> TASK OBJECTIVE: Leave out any picture and return the remaining listing below exactly as given.

> DATA PROVIDED:
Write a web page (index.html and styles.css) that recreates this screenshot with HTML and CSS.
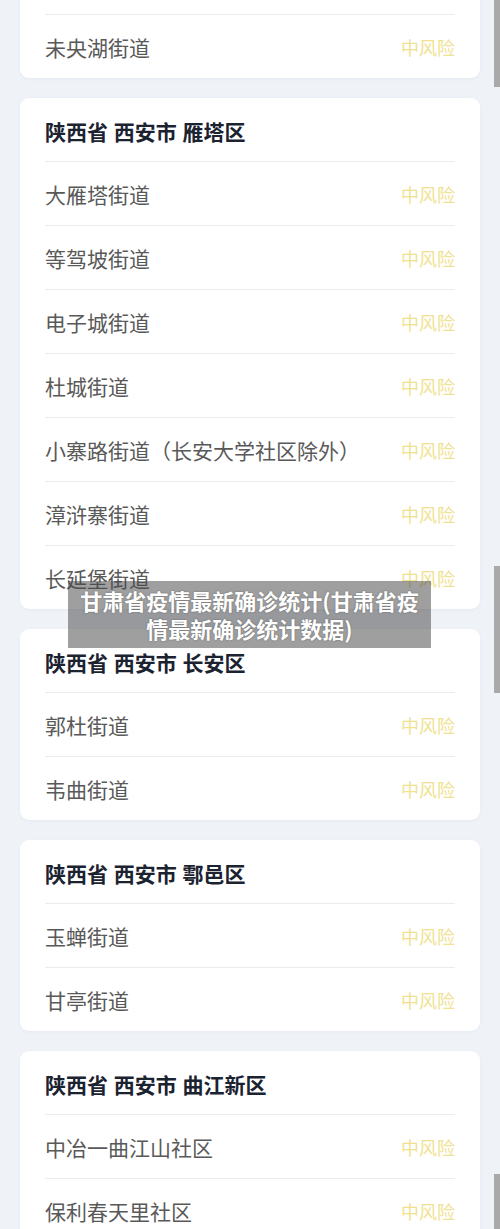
FILE: index.html
```html
<!DOCTYPE html>
<html lang="zh-CN">
<head>
<meta charset="UTF-8">
<meta name="viewport" content="width=device-width, initial-scale=1.0">
<title>甘肃省疫情最新确诊统计</title>
<link rel="stylesheet" href="styles.css">
</head>
<body>

<div class="page">

  <div class="area first">
    <div class="area-title">陕西省 西安市 未央区</div>
    <div class="street"><span>张家堡街道</span><span class="risk">中风险</span></div>
    <div class="street"><span>徐家湾街道</span><span class="risk">中风险</span></div>
    <div class="street"><span>未央湖街道</span><span class="risk">中风险</span></div>
  </div>

  <div class="area">
    <div class="area-title">陕西省 西安市 雁塔区</div>
    <div class="street"><span>大雁塔街道</span><span class="risk">中风险</span></div>
    <div class="street"><span>等驾坡街道</span><span class="risk">中风险</span></div>
    <div class="street"><span>电子城街道</span><span class="risk">中风险</span></div>
    <div class="street"><span>杜城街道</span><span class="risk">中风险</span></div>
    <div class="street"><span>小寨路街道（长安大学社区除外）</span><span class="risk">中风险</span></div>
    <div class="street"><span>漳浒寨街道</span><span class="risk">中风险</span></div>
    <div class="street"><span>长延堡街道</span><span class="risk">中风险</span></div>
  </div>

  <div class="area">
    <div class="area-title">陕西省 西安市 长安区</div>
    <div class="street"><span>郭杜街道</span><span class="risk">中风险</span></div>
    <div class="street"><span>韦曲街道</span><span class="risk">中风险</span></div>
  </div>

  <div class="area">
    <div class="area-title">陕西省 西安市 鄠邑区</div>
    <div class="street"><span>玉蝉街道</span><span class="risk">中风险</span></div>
    <div class="street"><span>甘亭街道</span><span class="risk">中风险</span></div>
  </div>

  <div class="area">
    <div class="area-title">陕西省 西安市 曲江新区</div>
    <div class="street"><span>中冶一曲江山社区</span><span class="risk">中风险</span></div>
    <div class="street"><span>保利春天里社区</span><span class="risk">中风险</span></div>
    <div class="street"><span>曲江池街道</span><span class="risk">中风险</span></div>
  </div>

</div>

<!-- scrollbar thumbs left over from the long capture -->
<div class="thumb thumb-a"></div>
<div class="thumb thumb-b"></div>
<div class="thumb thumb-c"></div>

<!-- article title banner -->
<div class="banner">甘肃省疫情最新确诊统计(甘肃省疫情最新确诊统计数据)</div>

</body>
</html>
```

FILE: styles.css
```css
* {
    box-sizing: border-box;
}
html, body {
    height: 1229px;
    overflow: hidden;
}
body {
    margin: 0;
    position: relative;
    background-color: #eff3f8;
    font-family: 'Noto Sans CJK SC', 'Noto Sans', sans-serif;
}
.page {
    display: flex;
    flex-direction: column;
    gap: 20px;
    padding: 0 20px;
}
/* list is scrolled: only the tail of the first card shows */
.area.first {
    margin-top: -177px;
}
.area {
    background: #fff;
    border-radius: 9px;
    padding: 0 25px;
    box-shadow: 0 1px 3px rgba(160,175,200,0.12);
}
.area-title {
    height: 63px;
    display: flex;
    align-items: center;
    font-size: 21px;
    font-weight: 700;
    color: #1b2230;
    padding-top: 2px;
    word-spacing: 1px;
}
.street {
    height: 64px;
    border-top: 1px solid #e9ebee;
    display: flex;
    align-items: center;
    justify-content: space-between;
    font-size: 21px;
    color: #595959;
}
.risk {
    font-size: 18px;
    color: #f0e290;
}
.thumb {
    position: absolute;
    right: 0;
    width: 6px;
    background: #a9a9a9;
}
.thumb-a {
    top: 0;
    height: 87px;
}
.thumb-b {
    top: 566px;
    height: 127px;
}
.thumb-c {
    top: 1174px;
    height: 55px;
}
.banner {
    position: absolute;
    left: 68px;
    top: 581px;
    width: 363px;
    padding: 5px 10px 6px;
    background: rgba(70,70,70,0.52);
    color: #fff;
    font-size: 22px;
    font-weight: 700;
    line-height: 28px;
    text-align: center;
    text-shadow: 0 0 2px rgba(0,0,0,0.35);
}
```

> SOLVED PROBLEM:
Write a web page (index.html and styles.css) that recreates this screenshot with HTML and CSS.
FILE: index.html
```html
<!DOCTYPE html>
<html lang="zh-CN">
<head>
<meta charset="UTF-8">
<meta name="viewport" content="width=device-width, initial-scale=1.0">
<title>甘肃省疫情最新确诊统计</title>
<link rel="stylesheet" href="styles.css">
</head>
<body>

<div class="page">

  <div class="area first">
    <div class="area-title">陕西省 西安市 未央区</div>
    <div class="street"><span>张家堡街道</span><span class="risk">中风险</span></div>
    <div class="street"><span>徐家湾街道</span><span class="risk">中风险</span></div>
    <div class="street"><span>未央湖街道</span><span class="risk">中风险</span></div>
  </div>

  <div class="area">
    <div class="area-title">陕西省 西安市 雁塔区</div>
    <div class="street"><span>大雁塔街道</span><span class="risk">中风险</span></div>
    <div class="street"><span>等驾坡街道</span><span class="risk">中风险</span></div>
    <div class="street"><span>电子城街道</span><span class="risk">中风险</span></div>
    <div class="street"><span>杜城街道</span><span class="risk">中风险</span></div>
    <div class="street"><span>小寨路街道（长安大学社区除外）</span><span class="risk">中风险</span></div>
    <div class="street"><span>漳浒寨街道</span><span class="risk">中风险</span></div>
    <div class="street"><span>长延堡街道</span><span class="risk">中风险</span></div>
  </div>

  <div class="area">
    <div class="area-title">陕西省 西安市 长安区</div>
    <div class="street"><span>郭杜街道</span><span class="risk">中风险</span></div>
    <div class="street"><span>韦曲街道</span><span class="risk">中风险</span></div>
  </div>

  <div class="area">
    <div class="area-title">陕西省 西安市 鄠邑区</div>
    <div class="street"><span>玉蝉街道</span><span class="risk">中风险</span></div>
    <div class="street"><span>甘亭街道</span><span class="risk">中风险</span></div>
  </div>

  <div class="area">
    <div class="area-title">陕西省 西安市 曲江新区</div>
    <div class="street"><span>中冶一曲江山社区</span><span class="risk">中风险</span></div>
    <div class="street"><span>保利春天里社区</span><span class="risk">中风险</span></div>
    <div class="street"><span>曲江池街道</span><span class="risk">中风险</span></div>
  </div>

</div>

<!-- scrollbar thumbs left over from the long capture -->
<div class="thumb thumb-a"></div>
<div class="thumb thumb-b"></div>
<div class="thumb thumb-c"></div>

<!-- article title banner -->
<div class="banner">甘肃省疫情最新确诊统计(甘肃省疫情最新确诊统计数据)</div>

</body>
</html>
```

FILE: styles.css
```css
* {
    box-sizing: border-box;
}
html, body {
    height: 1229px;
    overflow: hidden;
}
body {
    margin: 0;
    position: relative;
    background-color: #eff3f8;
    font-family: 'Noto Sans CJK SC', 'Noto Sans', sans-serif;
}
.page {
    display: flex;
    flex-direction: column;
    gap: 20px;
    padding: 0 20px;
}
/* list is scrolled: only the tail of the first card shows */
.area.first {
    margin-top: -177px;
}
.area {
    background: #fff;
    border-radius: 9px;
    padding: 0 25px;
    box-shadow: 0 1px 3px rgba(160,175,200,0.12);
}
.area-title {
    height: 63px;
    display: flex;
    align-items: center;
    font-size: 21px;
    font-weight: 700;
    color: #1b2230;
    padding-top: 2px;
    word-spacing: 1px;
}
.street {
    height: 64px;
    border-top: 1px solid #e9ebee;
    display: flex;
    align-items: center;
    justify-content: space-between;
    font-size: 21px;
    color: #595959;
}
.risk {
    font-size: 18px;
    color: #f0e290;
}
.thumb {
    position: absolute;
    right: 0;
    width: 6px;
    background: #a9a9a9;
}
.thumb-a {
    top: 0;
    height: 87px;
}
.thumb-b {
    top: 566px;
    height: 127px;
}
.thumb-c {
    top: 1174px;
    height: 55px;
}
.banner {
    position: absolute;
    left: 68px;
    top: 581px;
    width: 363px;
    padding: 5px 10px 6px;
    background: rgba(70,70,70,0.52);
    color: #fff;
    font-size: 22px;
    font-weight: 700;
    line-height: 28px;
    text-align: center;
    text-shadow: 0 0 2px rgba(0,0,0,0.35);
}
```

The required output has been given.